There was an interesting post that came up recently about the history of the unfortunately-named finger
command in unix here. This jogged a few memories for me, because I remember finger as being the early precursor to blogs, web pages, and social media platforms.
Back in the days of unix and logging into mainframes and big workstations through terminals, there was a program called who
, which listed every user currently logged into the machine. That was cool, except when there were hundreds of people on a machine and it quickly scrolled past in an indecipherable flood of text. It would show you a few brief details about each user, like how long they were logged in, or what program they were currently running. This was, in a very primitive way, similar to the little green dot next to a name in a messaging program, that tells you if the person is online or not. (Or maybe they never logged out, and their terminal was sitting idle overnight in a locked office.)
The next level of granularity was finger
. If you were logged in and typed finger jkonrath
, it would show a bit of info about that account, like that user’s home directory, the shell they used, and where they last logged in, or how long they’ve been logged in. That can lead to some stalker-y situations, but this was decades before anyone really thought that through.
One cool feature about finger was that if you had a text file named either .project
or .plan
in your home directory and they were would readable, they would also be displayed. The former was a one-line thing, and the latter could be any length. I think the original intent when this was written back at Stanford in 1972, you’d set your project to “AI Lab, Compiler Division” and your plan would be something like “I teach M-W-F in the basement of the science building. I will be on vacation June 1-9. Contact Dave Smith for questions.”

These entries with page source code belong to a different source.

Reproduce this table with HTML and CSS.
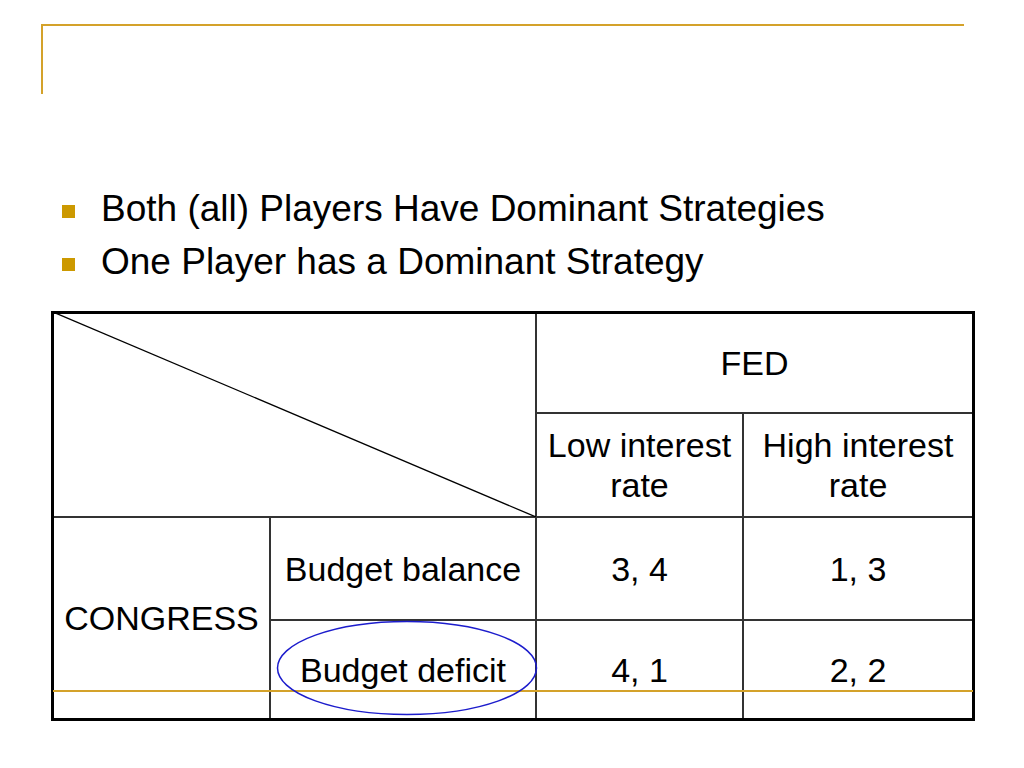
FILE: index.html
```html
<!DOCTYPE html>
<html>
<head>
<meta charset="utf-8">
<link rel="stylesheet" href="styles.css">
</head>
<body>
<div class="slide">
  <div class="deco-top"></div>
  <div class="deco-left"></div>

  <ul class="bullets">
    <li><span class="sq"></span>Both (all) Players Have Dominant Strategies</li>
    <li><span class="sq"></span>One Player has a Dominant Strategy</li>
  </ul>

  <div class="matrix">
    <div class="cell corner">
      <svg class="diag" viewBox="0 0 100 100" preserveAspectRatio="none"><line x1="0" y1="0" x2="100" y2="100" vector-effect="non-scaling-stroke"/></svg>
    </div>
    <div class="cell fed">FED</div>
    <div class="cell h3">Low interest<br>rate</div>
    <div class="cell h4">High interest<br>rate</div>
    <div class="cell congress">CONGRESS</div>
    <div class="cell">Budget balance</div>
    <div class="cell">3, 4</div>
    <div class="cell">1, 3</div>
    <div class="cell">Budget deficit</div>
    <div class="cell">4, 1</div>
    <div class="cell">2, 2</div>
  </div>

  <div class="deco-bottom"></div>
  <svg class="ring" viewBox="0 0 262 96"><ellipse cx="131" cy="48" rx="129.5" ry="46.5"/></svg>
</div>
</body>
</html>
```

FILE: styles.css
```css
html, body {
  margin: 0;
  padding: 0;
  background: #fff;
}

.slide {
  position: relative;
  width: 1024px;
  height: 768px;
  overflow: hidden;
  font-family: "Liberation Sans", Arial, sans-serif;
  color: #000;
}

.deco-top {
  position: absolute;
  left: 41px;
  top: 24px;
  width: 923px;
  height: 2px;
  background: #d4a22a;
}

.deco-left {
  position: absolute;
  left: 41px;
  top: 24px;
  width: 2px;
  height: 70px;
  background: #d4a22a;
}

.deco-bottom {
  position: absolute;
  left: 53px;
  top: 690px;
  width: 920px;
  height: 2px;
  background: #d4a22a;
}

.bullets {
  list-style: none;
  margin: 0;
  padding: 182px 0 0 62px;
}

.bullets li {
  display: flex;
  align-items: center;
  height: 53px;
  font-size: 37px;
  line-height: 53px;
  white-space: nowrap;
}

.sq {
  display: inline-block;
  width: 13px;
  height: 13px;
  background: #cc9900;
  margin: 6px 26px 0 0;
  flex: none;
}

.matrix {
  display: grid;
  grid-template-columns: 215px 264px 205px 228px;
  grid-template-rows: 98px 102px 101px 97px;
  gap: 2px;
  background: #333;
  border: 3px solid #000;
  width: 918px;
  margin: 23px 0 0 51px;
}

.cell {
  background: #fff;
  display: flex;
  align-items: center;
  justify-content: center;
  text-align: center;
  font-size: 34px;
  line-height: 40px;
}

.corner {
  grid-column: 1 / 3;
  grid-row: 1 / 3;
  position: relative;
}

.diag {
  position: absolute;
  left: -1px;
  top: -2px;
  width: calc(100% + 2px);
  height: calc(100% + 3px);
}

.diag line {
  stroke: #000;
  stroke-width: 1.3;
}

.fed {
  grid-column: 3 / 5;
}

.congress {
  grid-row: 3 / 5;
}

.ring {
  position: absolute;
  left: 276px;
  top: 620px;
  width: 262px;
  height: 96px;
}

.ring ellipse {
  fill: none;
  stroke: #1c1ccc;
  stroke-width: 1.5;
}
```
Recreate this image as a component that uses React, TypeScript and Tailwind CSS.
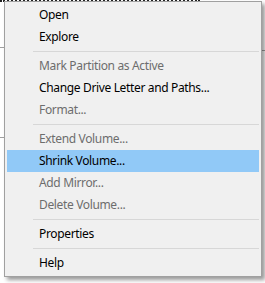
import React from "react";

type Item = { label: string; disabled?: boolean; active?: boolean } | "sep";

const items: Item[] = [
  { label: "Open" },
  { label: "Explore" },
  "sep",
  { label: "Mark Partition as Active", disabled: true },
  { label: "Change Drive Letter and Paths..." },
  { label: "Format...", disabled: true },
  "sep",
  { label: "Extend Volume...", disabled: true },
  { label: "Shrink Volume...", active: true },
  { label: "Add Mirror...", disabled: true },
  { label: "Delete Volume...", disabled: true },
  "sep",
  { label: "Properties" },
  "sep",
  { label: "Help" },
];

const App = () => {
  return (
    <div className="relative h-[283px] w-[265px] overflow-hidden bg-white font-['Noto_Sans',sans-serif]">
      {/* disk map behind the menu */}
      <div className="absolute left-0 top-0 h-[2px] w-[200px] border-t-2 border-dotted border-[#222]" />
      <div className="absolute left-0 top-[47px] h-px w-[4px] bg-[#a0a0a0]" />
      <div className="absolute left-0 top-[137px] h-px w-[4px] bg-[#a0a0a0]" />
      <div className="absolute right-0 top-[50px] h-px w-[4px] bg-[#a0a0a0]" />

      <div className="relative ml-[4px] mt-[1px] w-[258px] border border-[#a0a0a0] bg-[#f0f0f0] px-[2px] py-[2px] shadow-[3px_3px_4px_rgba(0,0,0,0.4)]">
        {items.map((it, i) =>
          it === "sep" ? (
            <div key={i} className="flex h-[7px] items-center pl-[26px]">
              <div className="h-px w-full bg-[#d7d7d7]" />
            </div>
          ) : (
            <div
              key={i}
              className={
                "flex h-[22px] items-center pl-[32px] text-[12px] tracking-[-0.35px] " +
                (it.active ? "bg-[#91c9f7] " : "") +
                (it.disabled ? "text-[#6d6d6d]" : "text-black")
              }
            >
              {it.label}
            </div>
          )
        )}
      </div>
    </div>
  );
};

export default App;
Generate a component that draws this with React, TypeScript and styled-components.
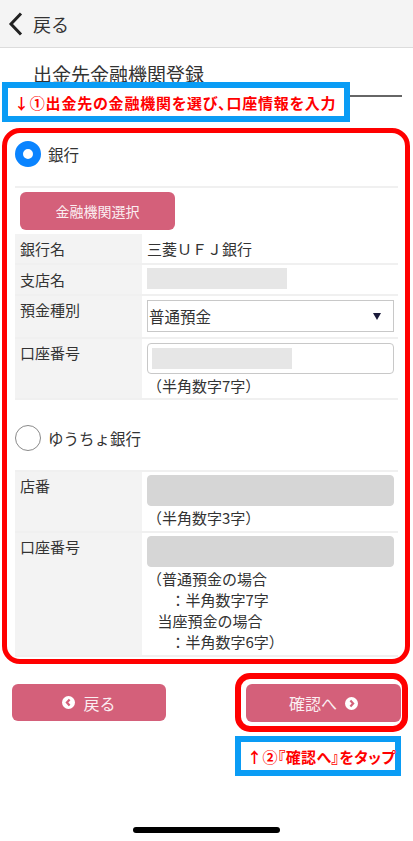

I first got a unix account (ULTRIX, actually) at IU in December of 1989. One of the first things I was absolutely infatuated with was the idea of coming up with a perfect plan file. I was 18 and of course had Big Thoughts I needed to tell the world, probably involving dumb song lyrics or movie quotes. I think for months, the only thing I used my account for was setting a new plan file and playing the text-based Tetris game someone installed on there. But it was almost like a really rough social network, sort of.
At some point, a CS buddy (it may have been either Brad Ramsey or Jesse Martin) told me about named pipes. A named pipe was a way of creating a file that really was a redirect to a program. I don’t remember how this worked, but they showed me a way to create a plan file that actually ran a script which did a who command, looked for the person who was running the finger command, then print some cute message like “hey $username quit spying on me” and output that to the pipe. It worked great, as long as the person was on the same machine, which was almost never the case. (I forgot to mention: you could run a finger command to any other machine that had a finger server running. So finger jkonrath@gnu.ai.mit.edu
would also work on my burner account over there.)
Most undergrads and casual users were over on the VAX computers at that time for their general email use, and that VMS system had some half-baked implementation of finger that didn’t entirely work right, or didn’t support plan files, or something. VMS had its own arcane commands, like the much less sexy SHOW USERS/FULL
and the like. This led to Sid Sowder and 19 other people (including me) writing their own VMS utility programs to meld together the disparate systems into something more usable as a social network, way back when Mark Zuckerberg was probably still learning to read.
That’s all another story I’ve told before. But one tangent on it is that I wrote a replacement for the finger command, sort of. The thing was, we needed a database to store various things about users, like preferences and login times and dates and whatever. So I wrote a program for Sid called XINFO, which was a horrible Pascal database program where his utility program would stash login information. Then I wrote a couple of different client programs that could hit this database for information, like an XFINGER command which was everything the VMS finger command wasn’t. And one of the biggest draws to Sowder’s program was a WHOIS program that was all neat and pretty and would show you where your friends were logged in from and so on. So yeah, maybe I should have filed a patent on this and sued everyone. Or maybe I should have gone to classes and studied instead of doing this.
The plan thing had an interesting connection to present. Back in like 1992 or so, the Computer Science department installed this thing on their server that at first was touted as some king of super-finger doodad. It was a server that would show your plan file, but let you put graphics and markup text in it. It called these a HyPlan file. You would write them in this weird markup language which was apparently called HTML, and then people all around the world could use a special program to read your HyPlan and click links on it and go to other HyPlan pages. This was called the “world wide web” and of course I thought it was a stupid fad and made a dumb HyPlan that I think had a gigantic uncompressed audio file of like three seconds of a Cannibal Corpse song that would play when you clicked on it. The name HyPlan became Homepage and was forgotten, and thirty years later, people are using a distant relative of that same system to try and sell me boner pills. And once again, I should have gotten in front of this early and maybe patented selling books on the web or something.
Anyway, the finger
command still works if you’re on a Mac. Maybe I should go back to just updating my plan file, instead of upgrading WordPress plugins every 17 minutes so this site doesn’t get hacked by Russians again.